Losses are disastrous for the ABS pioneer, which is now hamstrung by a toxic brand.

I suppose if you’ve posted overall losses of £2.5bn, the trifling sum of £22m is of little consequence.

Make no mistake, the bosses at the Co-op Group have bigger issues to worry about than the performance of their legal service division. In relative terms, the losses suffered by CLS are like noticing a stain on the carpet as your house is burning down. Nevertheless, these results are desperately bad for the pioneer of the Legal Services Act – the Tesco substitute in ‘Tesco Law’ – and will be greeted with schadenfreude by elements of the legal profession. Many have never forgiven CLS for suggesting that putting customers first was an ‘alien concept’ for solicitors, and will take delight in its continued struggles.

Anyone painting this as a defeat for alternative business structures would be wrong. Even if Co-op fails (and often the pioneers in any radical movement do) there are plenty of other threats from new entrants. The likes of BT, Admiral, AA and PwC will hardly be affected by the Co-op’s woes and remain very much a threat for the established profession.

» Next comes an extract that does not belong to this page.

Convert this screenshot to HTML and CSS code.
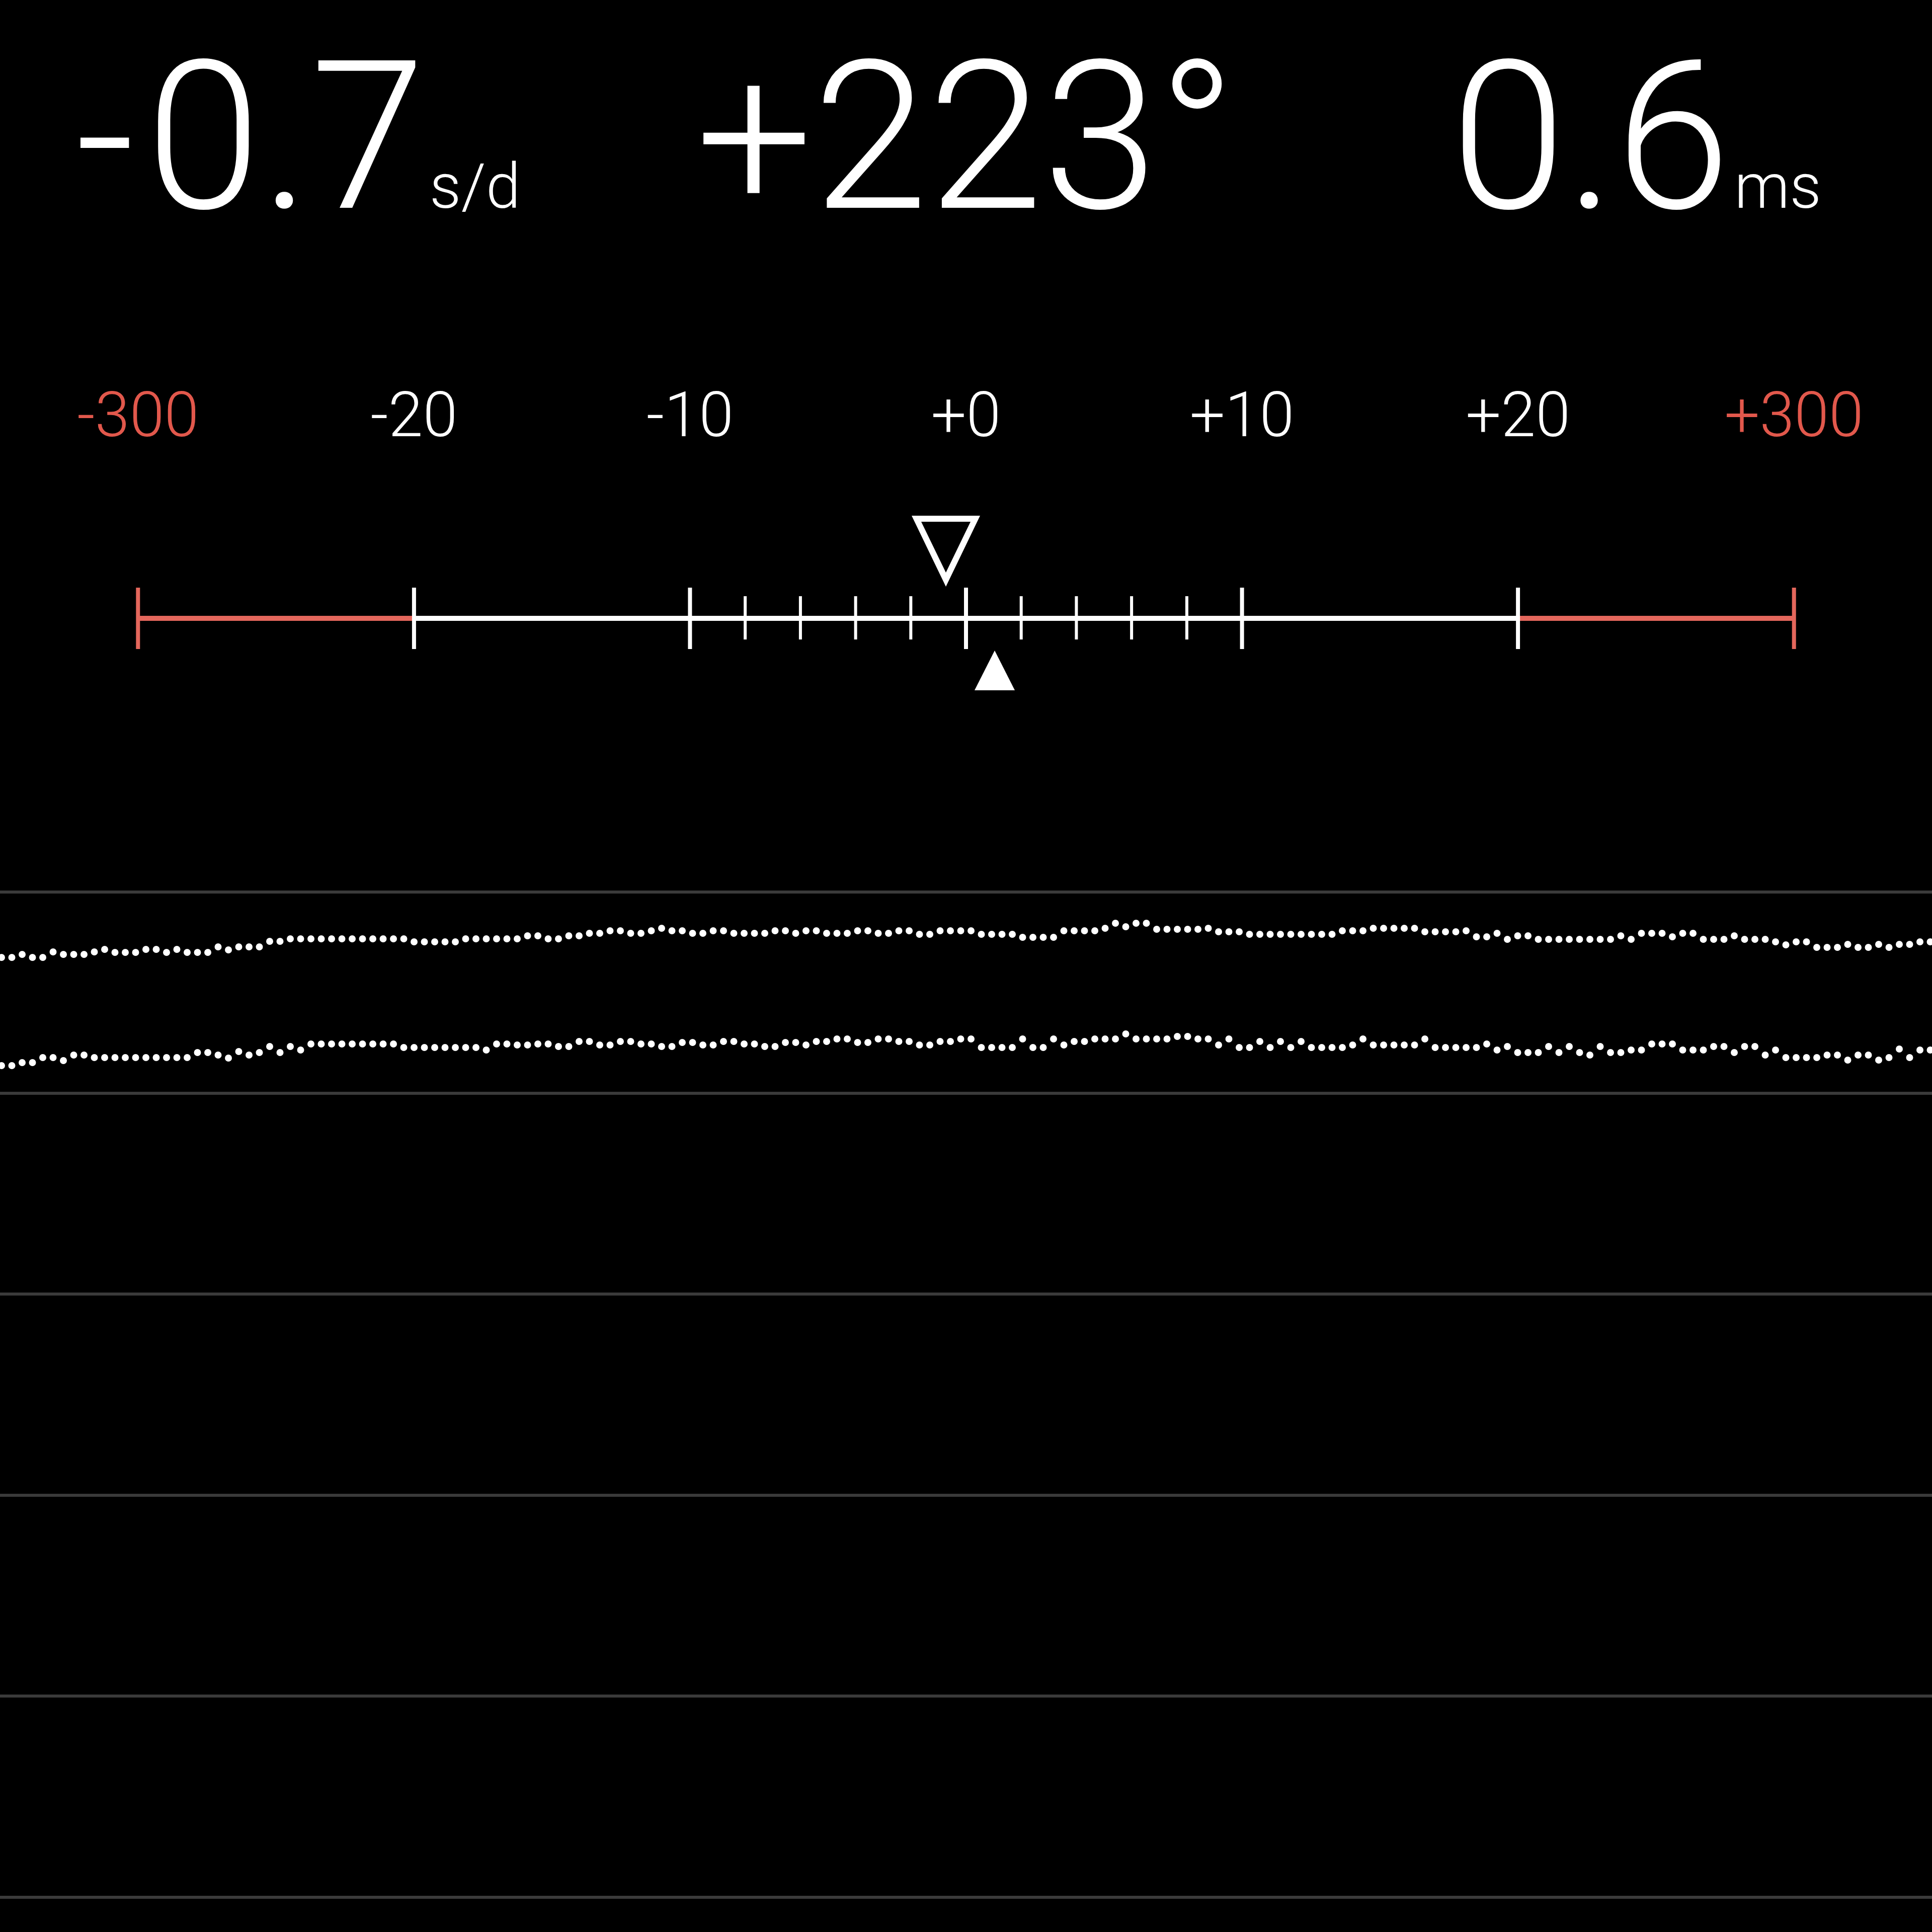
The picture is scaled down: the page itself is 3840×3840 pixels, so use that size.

But for CLS itself it is difficult to see how it can recover from this hammer blow.

The brand itself is increasingly toxic and CLS is undeniably damaged by that. Public trust in this most venerable of institutions – once its greatest asset – is now a weakness.

The bold rhetoric has disappeared – where once CLS talked of revolutionising the legal sector and establishing itself as a leading player in the market, now the talk is of plans to ‘consolidate and optimise’ the portfolio, which sounds worryingly like more cuts to me (the firm already made dozens of redundancies in its PI department last year).

It feels like the verve and endeavour have been sucked out of CLS – emphasised by the recent departure of high-profile director Christina Blacklaws. Her arrival felt like a landmark moment – a chance for CLS to show it meant business. Her departure, for whatever reason, naturally has the opposite effect.

Perhaps most of all CLS underestimated how tough the legal sector is. Its arrival coincided with government reforms restricting the profitability of law firms and key sectors such as PI have taken a hammering. Funnily enough, the threat from online rivals and clients demanding lower fees just isn’t the same in the funeral business.

CLS simply hasn’t made the splash it envisaged: revenue of £33m put it just below Clarke Wilmott in 75th place in the UK – yet CLS has almost double the headcount.

Now it talks of restructuring and forming a new consumer services division with funeral care and insurance. Possibly that will come to something. But in the meantime we have to ask a brutal question: has any law firm ever made such a big loss as a proportion of its turnover, and gone on to survive the experience?